Rimmer answered 25/8, 2010 at 22:0 Comment(8)
These are now sometimes named "fromdos" and "todos", respectively (as is the case in Ubuntu 10.4+)Typecast
@JessChadwick: Yes, but only if you explicitly install the tofrodos package with sudo apt-get install tofrodos - just as you'd have to run sudo apt-get install dos2unix to get dos2unix and unix2dos.Levity
Actully dos2unix can't do all the work, I think https://mcmap.net/q/81163/-dos2unix-doesn-39-t-convert-m gives best answerForebrain
@nathan: What does dos2unix fail at? The OP at that question only vaguely describes the issue.Rimmer
@DennisWilliamson file command before and after dos2unix command got same output: xxx.c C source, ASCII text, with CR, LF line terminators.
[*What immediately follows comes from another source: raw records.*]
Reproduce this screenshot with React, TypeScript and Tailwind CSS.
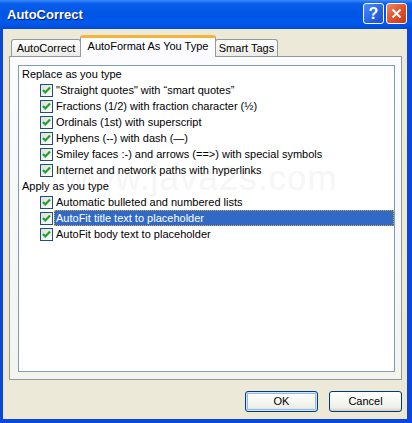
import React from "react"

const font = { fontFamily: '"Liberation Sans", Arial, sans-serif' }

function CheckBox() {
  return (
    <svg width="13" height="13" viewBox="0 0 13 13" className="shrink-0">
      <defs>
        <linearGradient id="cbg" x1="0" y1="0" x2="1" y2="1">
          <stop offset="0" stopColor="#DCDCD7" />
          <stop offset="1" stopColor="#FFFFFF" />
        </linearGradient>
      </defs>
      <rect x="0.5" y="0.5" width="12" height="12" fill="url(#cbg)" stroke="#1C5180" />
      <polyline points="3,6 5.3,8.5 10,3.6" fill="none" stroke="#21A121" strokeWidth="2.2" />
    </svg>
  )
}

function Row({ label, selected }: { label: string; selected?: boolean }) {
  return (
    <div className="h-[16px] flex items-center pl-[21px]">
      <CheckBox />
      <div
        className={
          selected
            ? "ml-[1px] flex-1 h-[16px] flex items-center pl-[2px] bg-[#316AC5] text-white outline outline-1 outline-dotted outline-[#D9A441] -outline-offset-1"
            : "ml-[3px] text-black"
        }
      >
        {label}
      </div>
    </div>
  )
}

function Header({ label }: { label: string }) {
  return <div className="h-[16px] flex items-center pl-[3px]">{label}</div>
}

export default function App() {
  const replace = [
    "\"Straight quotes\" with \u201Csmart quotes\u201D",
    "Fractions (1/2) with fraction character (\u00BD)",
    "Ordinals (1st) with superscript",
    "Hyphens (--) with dash (\u2014)",
    "Smiley faces :-) and arrows (==>) with special symbols",
    "Internet and network paths with hyperlinks",
  ]

  return (
    <div className="w-[412px] h-[423px] bg-[#0B47DA] flex flex-col text-[11px] select-none" style={font}>
      {/* title bar */}
      <div className="h-[29px] shrink-0 flex items-center pl-[7px] pr-[5px] bg-[linear-gradient(to_bottom,#3C8CFB_0%,#0A5EEB_12%,#0055E5_45%,#0058EC_80%,#0049D6_100%)]">
        <div className="flex-1 text-white font-bold text-[13px] [text-shadow:1px_1px_0_#0A1E6E]">AutoCorrect</div>
        <div className="flex gap-[2px] -mt-[2px]">
          <div className="w-[21px] h-[21px] rounded-[3px] border border-white bg-[linear-gradient(135deg,#4C8DF6,#2663E0_60%,#1A50D0)] flex items-center justify-center text-white font-bold text-[16px]">
            ?
          </div>
          <div className="w-[21px] h-[21px] rounded-[3px] border border-white bg-[linear-gradient(135deg,#E88B6A,#E0542C_50%,#C8381A)] flex items-center justify-center">
            <svg width="11" height="11" viewBox="0 0 11 11">
              <path d="M1.5 1.5 L9.5 9.5 M9.5 1.5 L1.5 9.5" stroke="white" strokeWidth="2" />
            </svg>
          </div>
        </div>
      </div>

      {/* body */}
      <div className="flex-1 ml-[3px] mr-[5px] mb-[4px] bg-[#ECE9D8] flex flex-col pt-[6px] pl-[6px] pr-[5px]">
        {/* tabs */}
        <div className="flex items-end h-[21px] pl-[2px] relative z-10">
          <div className="w-[70px] h-[17px] border border-b-0 border-[#919B9C] rounded-t-[3px] bg-[linear-gradient(to_bottom,#FFFFFF,#ECEBE6)] flex items-center justify-center">
            AutoCorrect
          </div>
          <div className="w-[136px] h-[22px] -mb-[1px] -ml-[1px] border border-b-0 border-[#919B9C] border-t-[3px] border-t-[#F4B43A] rounded-t-[3px] bg-[#FCFCFE] flex items-center justify-center pb-[2px]">
            AutoFormat As You Type
          </div>
          <div className="w-[63px] h-[17px] -ml-[1px] border border-b-0 border-[#919B9C] rounded-t-[3px] bg-[linear-gradient(to_bottom,#FFFFFF,#ECEBE6)] flex items-center justify-center">
            Smart Tags
          </div>
        </div>

        {/* tab panel */}
        <div className="h-[324px] border border-[#919B9C] bg-[linear-gradient(to_bottom,#FCFCFE,#F4F3EE)] pt-[8px] pl-[8px] pr-[6px] pb-[7px] flex">
          <div className="flex-1 border border-[#7F9DB9] bg-white relative">
            <div className="absolute left-[44px] top-[94px] text-[35px] leading-none tracking-[1px] text-[#F6F6F6] pointer-events-none">
              www.java2s.com
            </div>
            <div className="relative">
              <Header label="Replace as you type" />
              {replace.map((r) => (
                <Row key={r} label={r} />
              ))}
              <Header label="Apply as you type" />
              <Row label="Automatic bulleted and numbered lists" />
              <Row label="AutoFit title text to placeholder" selected />
              <Row label="AutoFit body text to placeholder" />
            </div>
          </div>
        </div>

        {/* buttons */}
        <div className="flex justify-end gap-[11px] mt-[11px]">
          <button className="w-[73px] h-[21px] rounded-[3px] border border-[#003C74] bg-[linear-gradient(to_bottom,#FFFFFF,#F0F0EA_80%,#D6D0C5)] shadow-[inset_0_0_0_1px_#CEE7FF,inset_0_0_0_2px_#98B8EA] text-black text-[11px]">
            OK
          </button>
          <button className="w-[73px] h-[21px] rounded-[3px] border border-[#003C74] bg-[linear-gradient(to_bottom,#FFFFFF,#F0F0EA_80%,#D6D0C5)] text-black text-[11px]">
            Cancel
          </button>
        </div>
      </div>
    </div>
  )
}
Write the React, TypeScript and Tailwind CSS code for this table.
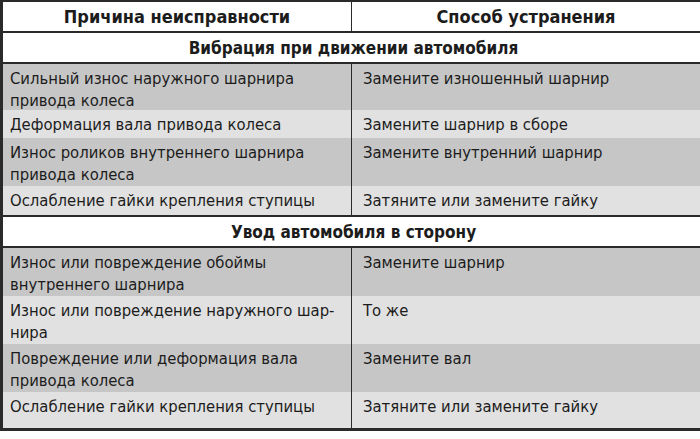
import React from 'react';

type Row = { cause: string[]; fix: string; dark: boolean; h: string };

const sections: { title: string; rows: Row[] }[] = [
  {
    title: 'Вибрация при движении автомобиля',
    rows: [
      { cause: ['Сильный износ наружного шарнира', 'привода колеса'], fix: 'Замените изношенный шарнир', dark: true, h: 'h-[46px]' },
      { cause: ['Деформация вала привода колеса'], fix: 'Замените шарнир в сборе', dark: false, h: 'h-[28px]' },
      { cause: ['Износ роликов внутреннего шарнира', 'привода колеса'], fix: 'Замените внутренний шарнир', dark: true, h: 'h-[48px]' },
      { cause: ['Ослабление гайки крепления ступицы'], fix: 'Затяните или замените гайку', dark: false, h: 'h-[29px]' },
    ],
  },
  {
    title: 'Увод автомобиля в сторону',
    rows: [
      { cause: ['Износ или повреждение обоймы', 'внутреннего шарнира'], fix: 'Замените шарнир', dark: true, h: 'h-[48px]' },
      { cause: ['Износ или повреждение наружного шар-', 'нира'], fix: 'То же', dark: false, h: 'h-[48px]' },
      { cause: ['Повреждение или деформация вала', 'привода колеса'], fix: 'Замените вал', dark: true, h: 'h-[48px]' },
      { cause: ['Ослабление гайки крепления ступицы'], fix: 'Затяните или замените гайку', dark: false, h: 'h-[36px]' },
    ],
  },
];

export default function App() {
  return (
    <div
      className="w-[700px] h-[439px] bg-white text-[#1c1c1c] overflow-hidden"
      style={{ fontFamily: '"Liberation Sans Narrow", "DejaVu Sans Condensed", "Arial Narrow", sans-serif' }}
    >
      <div className="border-t-2 border-l-[3px] border-b-[3px] border-[#2a2a2a]">
        {/* header */}
        <div className="grid grid-cols-[349px_1fr] h-[31px] border-b-2 border-[#2a2a2a] text-[18px]">
          <div className="border-r border-[#2a2a2a] flex items-center justify-center font-semibold">Причина неисправности</div>
          <div className="flex items-center justify-center font-semibold">Способ устранения</div>
        </div>
        {sections.map((s, si) => (
          <div key={si} className={si > 0 ? 'border-t-2 border-[#2a2a2a]' : ''}>
            <div className="h-[31px] flex items-center justify-center font-bold text-[17px] border-b-2 border-[#2a2a2a] pl-[4px] pt-[2px]">
              {s.title}
            </div>
            {s.rows.map((r, ri) => (
              <div
                key={ri}
                className={`grid grid-cols-[349px_1fr] ${r.h} text-[16.5px] leading-[22px] ${r.dark ? 'bg-[#c6c6c6]' : 'bg-[#e1e1e1]'}`}
              >
                <div className="border-r border-[#2a2a2a] pl-[7px] pr-2 pt-[4px] whitespace-nowrap">
                  {r.cause.map((line, li) => (
                    <div key={li}>{line}</div>
                  ))}
                </div>
                <div className="pl-[11px] pt-[4px]">{r.fix}</div>
              </div>
            ))}
          </div>
        ))}
      </div>
    </div>
  );
}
I found this c file has ^M in the middle of line which likes xxxxxxx ^M xxxxxxxForebrain
Just to chime in, on debian jessie you may need to install the file package to have file command in the first place.Brigand
This won't work for files like ssh keys, which are nonetheless ASCII (use file -bi to verify that) since file will name them aptly, and won't show information about line endings; also, the OP asked for line endings to be printed, not just what type they are (LF or CRLF), so the answer by @Alex Shelemin is more appropriate.Galan
This won't work for json files: file testfile1.json. Output: JSON data. In that case I had to use: file testfile1.json --exclude json. I think file -k is the correct command.Wallen
S
317

Ubuntu 14.04:

simple cat -e <filename> works just fine.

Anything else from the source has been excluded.